Given a natural number $N = a_{n}a_{n-1}\ldots a_{1}$ and its digits' multiset $D_{N} = \{a_{1},a_{2},\ldots,a_{n}\}$, we shall call it a self-written number if, and only if, it exists multisets $B = \{b_{1},b_{2},\ldots,b_{k}\}\subseteq D_{N}$ and $E = \{e_{1},e_{2},\ldots,e_{j}\}\subseteq D_{N}$ such that $B\cap E = \varnothing$ which satisfy the next condition: $$N = b^{e}\quad\text{where}\quad b = b_{k}b_{k-1}\ldots b_{1}\,\,\,\text{and}\,\,\, e = e_{j}e_{j-1}\ldots e_{1}$$ Once the definition has been made clear, we may now expose some examples. For instance, $121$ is self-written since $121 = 11^2$. The same happens to $1331$ once it can be rewritten as $1331 = 11^3$. Moreover, so it does to $14641$ given that $14641 = 11^4$. Thence it comes my first question: is there infinitely many self-written numbers? Secondly, is there any criteria to identify them quickly?
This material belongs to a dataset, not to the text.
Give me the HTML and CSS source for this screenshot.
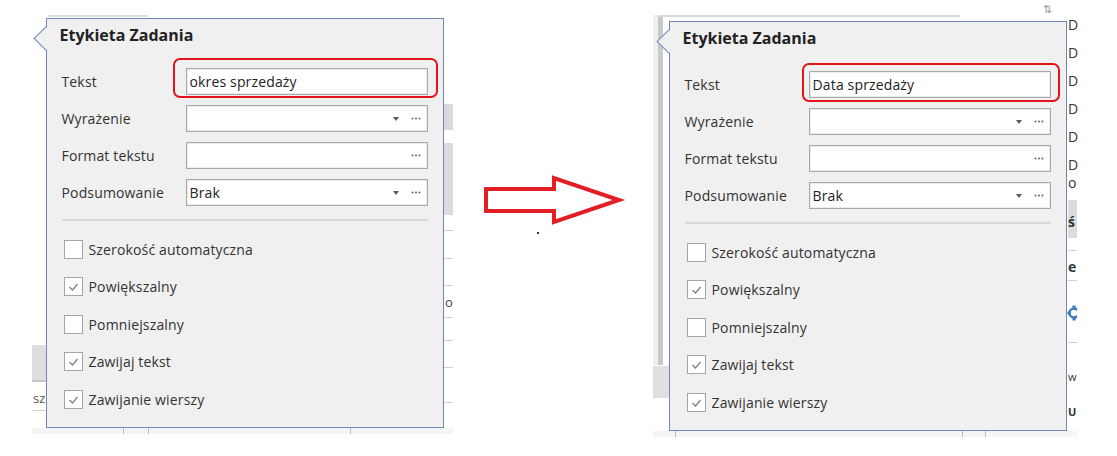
FILE: index.html
```html
<!DOCTYPE html>
<html lang="pl">
<head>
    <meta charset="UTF-8">
    <title>Etykieta Zadania - przed i po</title>
    <link rel="stylesheet" href="styles.css">
</head>
<body>

<div class="page">

    <!-- Zrzut 1: przed zmianą -->
    <div class="shot shot-before">
        <div class="frag b-top"></div>
        <div class="frag b-rblock1"></div>
        <div class="frag b-rblock2"></div>
        <div class="frag b-rline b-rl1"></div>
        <div class="frag b-rline b-rl2"></div>
        <div class="frag b-rline b-rl3"></div>
        <div class="frag b-rline b-rl4"></div>
        <div class="frag b-rline b-rl5"></div>
        <div class="frag b-rline b-rl6"></div>
        <div class="frag b-rline b-rl7"></div>
        <div class="frag b-o">o</div>
        <div class="frag b-lblock"></div>
        <div class="frag b-sz">sz</div>
        <div class="frag b-lline"></div>
        <div class="frag b-bottom"></div>
        <div class="frag tick b-t1"></div>
        <div class="frag tick b-t2"></div>
        <div class="frag tick b-t3"></div>

        <div class="popup">
            <div class="popup-title">Etykieta Zadania</div>
            <div class="fields">
                <div class="field">
                    <span class="field-label">Tekst</span>
                    <div class="box">
                        <span class="value">okres sprzedaży</span>
                        <span class="mark"></span>
                    </div>
                </div>
                <div class="field">
                    <span class="field-label">Wyrażenie</span>
                    <div class="box">
                        <span class="value"></span>
                        <span class="caret"></span>
                        <svg class="dots" viewBox="0 0 10 3"><circle cx="1.5" cy="1.5" r="1"/><circle cx="5" cy="1.5" r="1"/><circle cx="8.5" cy="1.5" r="1"/></svg>
                    </div>
                </div>
                <div class="field">
                    <span class="field-label">Format tekstu</span>
                    <div class="box">
                        <span class="value"></span>
                        <svg class="dots" viewBox="0 0 10 3"><circle cx="1.5" cy="1.5" r="1"/><circle cx="5" cy="1.5" r="1"/><circle cx="8.5" cy="1.5" r="1"/></svg>
                    </div>
                </div>
                <div class="field">
                    <span class="field-label">Podsumowanie</span>
                    <div class="box">
                        <span class="value">Brak</span>
                        <span class="caret"></span>
                        <svg class="dots" viewBox="0 0 10 3"><circle cx="1.5" cy="1.5" r="1"/><circle cx="5" cy="1.5" r="1"/><circle cx="8.5" cy="1.5" r="1"/></svg>
                    </div>
                </div>
            </div>
            <div class="sep"></div>
            <div class="checks">
                <div class="check"><span class="cb"></span>Szerokość automatyczna</div>
                <div class="check"><span class="cb"><svg viewBox="0 0 17 17"><polyline points="4.5,9 7.5,12 12.5,6"/></svg></span>Powiększalny</div>
                <div class="check"><span class="cb"></span>Pomniejszalny</div>
                <div class="check"><span class="cb"><svg viewBox="0 0 17 17"><polyline points="4.5,9 7.5,12 12.5,6"/></svg></span>Zawijaj tekst</div>
                <div class="check"><span class="cb"><svg viewBox="0 0 17 17"><polyline points="4.5,9 7.5,12 12.5,6"/></svg></span>Zawijanie wierszy</div>
            </div>
        </div>
    </div>

    <!-- Strzałka -->
    <div class="arrow-wrap">
        <svg class="arrow" viewBox="0 0 145 58">
            <polygon points="4,17 72,17 72,6 137,28 72,50 72,39 4,39"/>
        </svg>
        <div class="speck"></div>
    </div>

    <!-- Zrzut 2: po zmianie -->
    <div class="shot shot-after">
        <div class="frag a-lstrip"></div>
        <div class="frag a-lbar"></div>
        <div class="frag a-lblock"></div>
        <div class="frag a-top"></div>
        <div class="frag a-sort">⇅</div>
        <div class="frag a-dcol">
            <div>D</div><div>D</div><div>D</div><div>D</div><div>D</div><div>D</div>
        </div>
        <div class="frag a-txt a-or">o</div>
        <div class="frag a-block"><span>ś</span></div>
        <div class="frag a-line a-l1"></div>
        <div class="frag a-txt a-e">e</div>
        <div class="frag a-line a-l2"></div>
        <svg class="frag a-gear" viewBox="0 0 10 18">
            <circle cx="7" cy="9" r="4.5"/>
            <rect x="5.5" y="1.5" width="3" height="3"/>
            <rect x="5.5" y="13.5" width="3" height="3"/>
            <rect x="0.5" y="7.5" width="3" height="3"/>
        </svg>
        <div class="frag a-line a-l3"></div>
        <div class="frag a-txt a-wi">w</div>
        <div class="frag a-txt a-uf">U</div>
        <div class="frag a-bottom"></div>
        <div class="frag tick a-t1"></div>
        <div class="frag tick a-t2"></div>
        <div class="frag tick a-t3"></div>

        <div class="popup">
            <div class="popup-title">Etykieta Zadania</div>
            <div class="fields">
                <div class="field">
                    <span class="field-label">Tekst</span>
                    <div class="box">
                        <span class="value">Data sprzedaży</span>
                        <span class="mark"></span>
                    </div>
                </div>
                <div class="field">
                    <span class="field-label">Wyrażenie</span>
                    <div class="box">
                        <span class="value"></span>
                        <span class="caret"></span>
                        <svg class="dots" viewBox="0 0 10 3"><circle cx="1.5" cy="1.5" r="1"/><circle cx="5" cy="1.5" r="1"/><circle cx="8.5" cy="1.5" r="1"/></svg>
                    </div>
                </div>
                <div class="field">
                    <span class="field-label">Format tekstu</span>
                    <div class="box">
                        <span class="value"></span>
                        <svg class="dots" viewBox="0 0 10 3"><circle cx="1.5" cy="1.5" r="1"/><circle cx="5" cy="1.5" r="1"/><circle cx="8.5" cy="1.5" r="1"/></svg>
                    </div>
                </div>
                <div class="field">
                    <span class="field-label">Podsumowanie</span>
                    <div class="box">
                        <span class="value">Brak</span>
                        <span class="caret"></span>
                        <svg class="dots" viewBox="0 0 10 3"><circle cx="1.5" cy="1.5" r="1"/><circle cx="5" cy="1.5" r="1"/><circle cx="8.5" cy="1.5" r="1"/></svg>
                    </div>
                </div>
            </div>
            <div class="sep"></div>
            <div class="checks">
                <div class="check"><span class="cb"></span>Szerokość automatyczna</div>
                <div class="check"><span class="cb"><svg viewBox="0 0 17 17"><polyline points="4.5,9 7.5,12 12.5,6"/></svg></span>Powiększalny</div>
                <div class="check"><span class="cb"></span>Pomniejszalny</div>
                <div class="check"><span class="cb"><svg viewBox="0 0 17 17"><polyline points="4.5,9 7.5,12 12.5,6"/></svg></span>Zawijaj tekst</div>
                <div class="check"><span class="cb"><svg viewBox="0 0 17 17"><polyline points="4.5,9 7.5,12 12.5,6"/></svg></span>Zawijanie wierszy</div>
            </div>
        </div>
    </div>

</div>

</body>
</html>
```

FILE: styles.css
```css
body {
    margin: 0;
    background-color: #fff;
    font-family: "Open Sans", "Noto Sans", Arial, sans-serif;
}
.page {
    display: flex;
    align-items: flex-start;
    padding: 15px 0 0 32px;
}

/* zrzuty ekranu */
.shot {
    position: relative;
    box-sizing: border-box;
    flex: none;
    background-color: #fff;
}
.shot-before {
    width: 421px;
    height: 419px;
    padding: 3px 0 0 14px;
}
.shot-after {
    width: 424px;
    height: 422px;
    padding: 6px 0 0 16px;
}
.frag {
    position: absolute;
}
.tick {
    width: 1px;
    height: 6px;
    background-color: #bdbdbd;
}

/* tło pierwszego zrzutu */
.b-top { left: 16px; top: 0; width: 100px; height: 2px; background-color: #dedede; }
.b-rblock1 { left: 412px; top: 89px; width: 9px; height: 26px; background-color: #d9d9d9; }
.b-rblock2 { left: 412px; top: 128px; width: 9px; height: 72px; background-color: #dcdcdc; }
.b-rline { left: 412px; width: 9px; height: 1px; background-color: #cfcfcf; }
.b-rl1 { top: 215px; }
.b-rl2 { top: 243px; }
.b-rl3 { top: 270px; }
.b-rl4 { top: 302px; }
.b-rl5 { top: 325px; }
.b-rl6 { top: 352px; }
.b-rl7 { top: 387px; }
.b-o { left: 413px; top: 278px; font-size: 13px; line-height: 18px; color: #444; }
.b-lblock { left: 0; top: 330px; width: 14px; height: 35px; background-color: #dedede; border-bottom: 2px solid #c6c6c6; }
.b-sz { left: 1px; top: 374px; font-size: 13px; line-height: 18px; color: #555; }
.b-lline { left: 0; top: 395px; width: 14px; height: 1px; background-color: #d4d4d4; }
.b-bottom { left: 0; top: 413px; width: 421px; height: 6px; background-color: #f5f5f5; }
.b-t1 { left: 91px; top: 413px; }
.b-t2 { left: 116px; top: 413px; }
.b-t3 { left: 318px; top: 413px; }

/* tło drugiego zrzutu */
.a-lstrip { left: 0; top: 0; width: 5px; height: 350px; background-color: #eeeeee; }
.a-lbar { left: 5px; top: 0; width: 5px; height: 350px; background-color: #c9c9c9; }
.a-lblock { left: 0; top: 351px; width: 16px; height: 32px; background-color: #e0e0e0; }
.a-top { left: 5px; top: 0; width: 302px; height: 2px; background-color: #dadada; }
.a-sort { left: 390px; top: -13px; font-size: 11px; line-height: 14px; color: #9a9a9a; }
.a-dcol { left: 415px; top: -4px; width: 9px; font-size: 14px; line-height: 28px; color: #333; }
.a-txt { left: 415px; font-size: 14px; line-height: 18px; color: #333; }
.a-or { top: 159px; }
.a-e { top: 243px; font-weight: 700; }
.a-wi { top: 353px; font-size: 11px; }
.a-uf { top: 388px; font-size: 11px; font-weight: 700; }
.a-block {
    left: 415px;
    top: 185px;
    width: 9px;
    height: 38px;
    background-color: #dcdcdc;
    font-size: 14px;
    font-weight: 700;
    line-height: 44px;
    color: #333;
}
.a-line { left: 415px; width: 9px; height: 1px; background-color: #cfcfcf; }
.a-l1 { top: 235px; }
.a-l2 { top: 265px; }
.a-l3 { top: 327px; }
.a-gear { left: 414px; top: 289px; width: 10px; height: 18px; fill: none; }
.a-gear circle { stroke: #3b78c6; stroke-width: 2.5; }
.a-gear rect { fill: #3b78c6; }
.a-bottom { left: 0; top: 416px; width: 424px; height: 6px; background-color: #f5f5f5; }
.a-t1 { left: 22px; top: 416px; }
.a-t2 { left: 309px; top: 416px; }
.a-t3 { left: 332px; top: 416px; }

/* okno podręczne */
.popup {
    position: relative;
    z-index: 1;
    width: 398px;
    height: 410px;
    box-sizing: border-box;
    background-color: #f0f0f0;
    border: 1.5px solid #6e88b8;
    padding: 6px 15.5px 0 14.5px;
    color: #333;
    font-size: 14px;
    letter-spacing: 0.15px;
}
.popup::before {
    content: "";
    position: absolute;
    left: -10px;
    top: 11px;
    width: 17px;
    height: 17px;
    box-sizing: border-box;
    background-color: #f0f0f0;
    border-left: 1.5px solid #6e88b8;
    border-bottom: 1.5px solid #6e88b8;
    transform: rotate(45deg);
}
.popup-title {
    margin-left: -2px;
    font-size: 16px;
    font-weight: 700;
    line-height: 20px;
    letter-spacing: 0;
    color: #222;
}
.fields {
    display: flex;
    flex-direction: column;
    gap: 10px;
    margin-top: 22.5px;
}
.field {
    display: flex;
    align-items: center;
    height: 27px;
}
.field-label {
    width: 124px;
    flex: none;
}
.box {
    position: relative;
    flex: 1;
    height: 27px;
    box-sizing: border-box;
    display: flex;
    align-items: center;
    padding: 0 6px 0 3px;
    background-color: #fff;
    border: 1px solid #a9a9a9;
    box-shadow: inset 0 0 0 1px #ececec;
}
.value {
    flex: 1;
    color: #222;
}
.caret {
    width: 0;
    height: 0;
    margin: 2px 12px 0 0;
    border-left: 3.5px solid transparent;
    border-right: 3.5px solid transparent;
    border-top: 4px solid #5a5a5a;
}
.dots {
    width: 10px;
    height: 3px;
    fill: #666;
}

/* czerwone zaznaczenie */
.mark {
    position: absolute;
    border: 2px solid #e3141b;
    border-radius: 7px;
}
.shot-before .mark {
    left: -14px;
    right: -11px;
    top: -11px;
    bottom: -4px;
}
.shot-after .mark {
    left: -8px;
    right: -10px;
    top: -9px;
    bottom: -5px;
}

.sep {
    height: 2px;
    margin-top: 13px;
    background-color: #d9d9d9;
}
.checks {
    display: flex;
    flex-direction: column;
    gap: 18.5px;
    margin-top: 19px;
    padding-left: 2px;
}
.check {
    display: flex;
    align-items: center;
    gap: 6px;
    height: 19px;
}
.cb {
    width: 19px;
    height: 19px;
    flex: none;
    box-sizing: border-box;
    background-color: #fff;
    border: 1px solid #a5a5a5;
}
.cb svg {
    display: block;
    width: 17px;
    height: 17px;
    fill: none;
    stroke: #7d7d7d;
    stroke-width: 1.2;
}

/* strzałka */
.arrow-wrap {
    width: 200px;
    flex: none;
}
.arrow {
    display: block;
    width: 145px;
    height: 58px;
    margin: 157px 0 0 29px;
}
.arrow polygon {
    fill: #fff;
    stroke: #e41e26;
    stroke-width: 4;
    stroke-linejoin: miter;
    stroke-miterlimit: 10;
}
.speck {
    width: 2px;
    height: 2px;
    margin: 2px 0 0 84px;
    background-color: #333;
}
```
I think this is it. Thank you in advance for any contribution.
There's a neat trick for squaring numbers that end in $5$. Suppose we have a number $n = 10k+5$ for some $k \in \mathbb{N}$. Then it's not too difficult to show that $n^2 = 100(k)(k+1)+25.$
For example, for $25^2$, just take the non-five part $2$, multiply by the next natural number $3$ to obtain $6$, and slap that in front of $25$ to obtain $25^2 = 625$.
With that said, I think considering $N$ of the form $N = (100\dots 005)^2$ might do the trick.